New measures not announced in Budget 2026

  • The reduction of the rate that applies to Irish regulated funds, their offshore equivalents and foreign life assurance products from 41% to 38% will apply from 1 January 2026. This change applies to chargeable events, payments, and disposals related to offshore life policies and material interests in offshore and Irish funds.
  • Mortgage interest relief - for 2025, the relief will be calculated based on the increase in interest paid in 2025 compared with interest paid in 2022, with maximum relief of €1,250. For 2026, the relief will be calculated based on 50% of the increase in interest paid in 2026 compared with the interest paid in 2022 with a maximum relief of €625.
  • Sports donations - in the finance bill 2024, Individuals could elect to choose whether the income tax relief on donations to sporting bodies go to themselves or the sporting body. Finance Bill 2025 provides that this election is now irrevocable either from the date a taxpayer claims the relief or files a tax return or at the latest by 1 December in the year after the donation.
  • Auto Enrolment Retirement Savings Scheme - the finance bill provides for the tax treatment that applies to pension schemes to also be extended to Auto Enrolment Retirement Savings Scheme. It provides for an exemption from inheritance tax on an inheritance comprising of a retirement fund which passes on the death of a person to that person’s child who is at least 21 years of age (it should be noted that such an inheritance is subject to income tax at 30 per cent).
  • The High Income Earners specified reliefs has been amended to include the new living city initiative which applies to the conversion or refurbishment of certain commercial or industrial properties into residential properties, including utilisation of “over the shop” premises for residential purposes.
  • The charge to CAT on a gift or inheritance of a policy of assurance has been deferred until the beneficiary disposes of their interest in the policy where this disposal occurs before (a) the policy matures, (b) is surrendered to the insurer for consideration or (c) the insurer otherwise makes a payment under the policy. A charge to CAT in this circumstance will arise at the time of the disposal.
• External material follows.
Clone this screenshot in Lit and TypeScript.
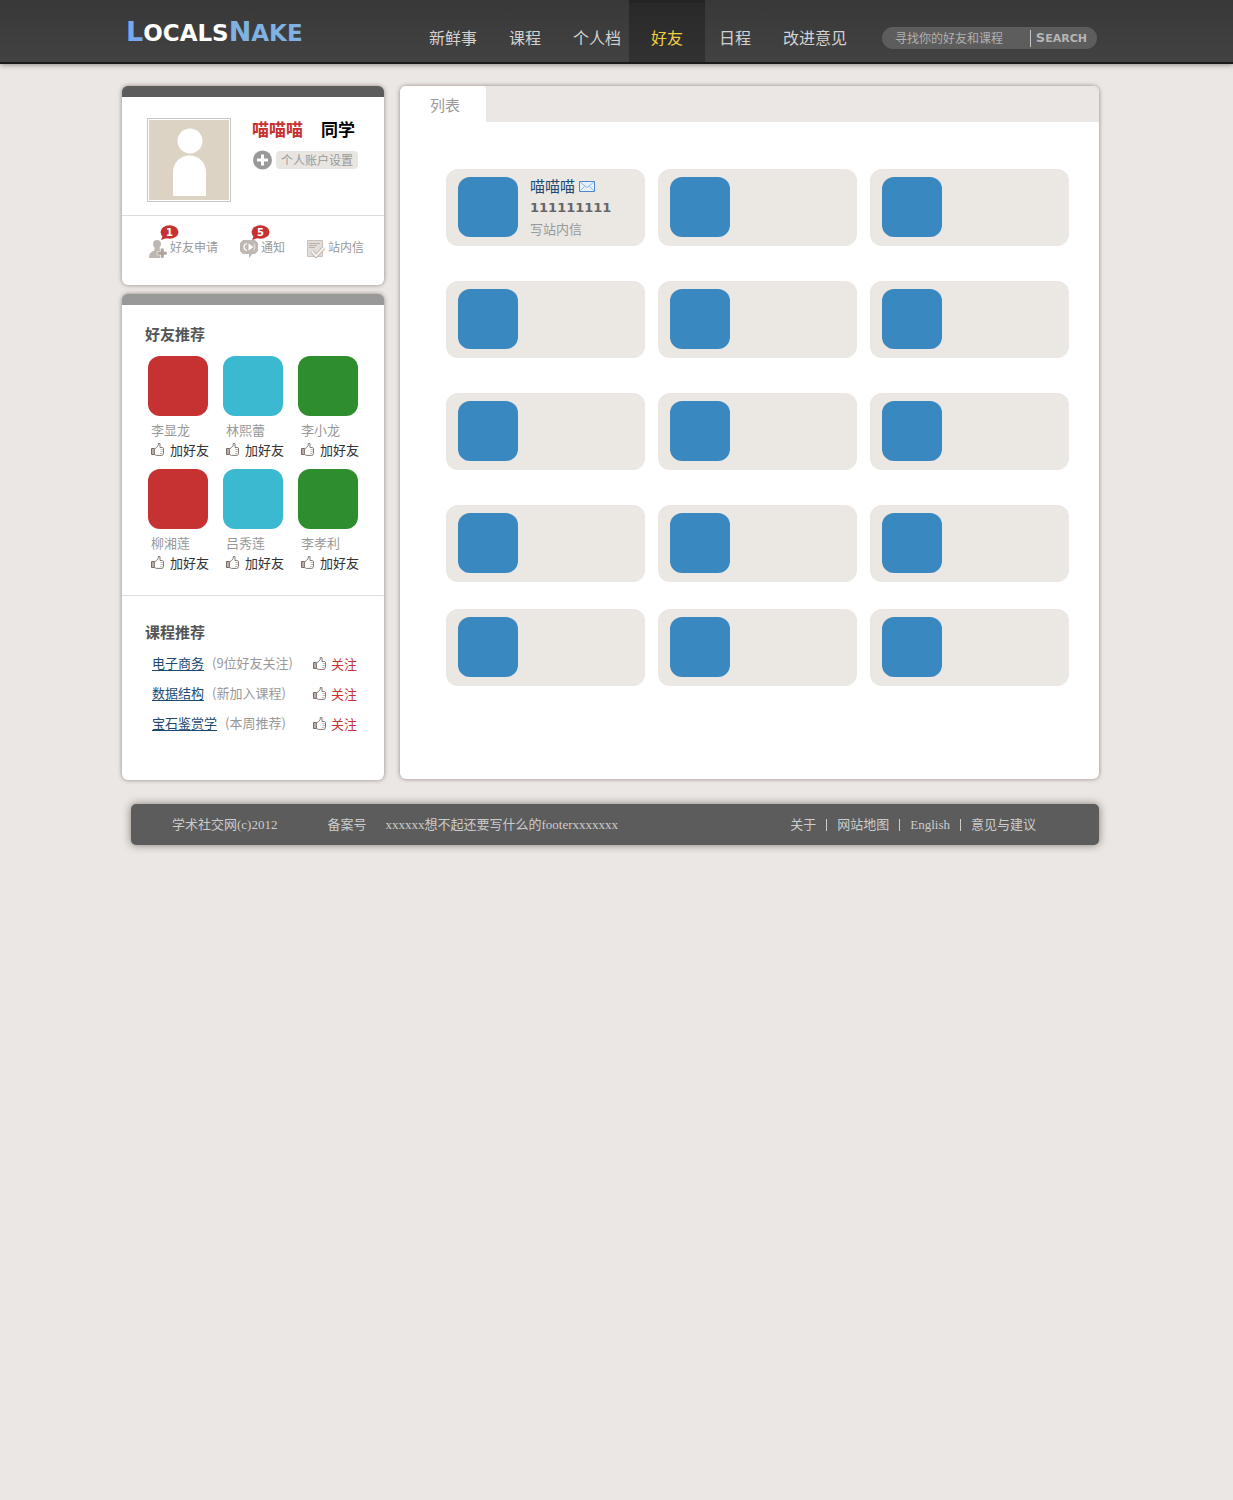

The amendment will apply to a disposal of a policy of assurance on or after 1 January 2026.

Who will be affected and when?

Investors in Irish and offshore funds will welcome the reduction of the tax rate on life assurance same from 41% to 38%, effective from 1 January 2026. Other than mortgage interest relief, all other changes above are effective from 1 January 2026.

What now?

Investors should carefully consider the timing of fund disposals and chargeable events to optimise tax outcomes under the new rates.

Homeowners with mortgages should assess the impact of the reduced mortgage interest relief and consider the timing of claims.

Individuals should review their pension arrangements once enrolled in the Automatic Enrolment Retirement Savings System to understand contribution levels, investment options, and how the scheme fits into their broader retirement planning.

Our view

The new Automatic Enrolment Retirement Savings System has been legislated for, with employer contributions now deductible expenses and state contributions exempt from income tax, encouraging wider pension participation. The establishment of the Automatic Enrolment Retirement Savings System is a significant step towards improving pension coverage in Ireland. Employees are encouraged to engage with their employers or pension providers to clarify any questions about the scheme, contribution rates, and how to maximise their retirement benefits.

The change to the Irish and offshore fund income and gain rates represents a welcome easing of the tax burden on investors. This change may enhance the attractiveness of Irish and offshore fund investments as part of personal investment portfolios, potentially improving after-tax returns. However, more should be done to simplify the treatment of these investments to bring them in line with the treatment of equity investments. It was announced that a roadmap is to be published early next year on how to simplify the reporting of various types of investments such as offshore funds / savings accounts.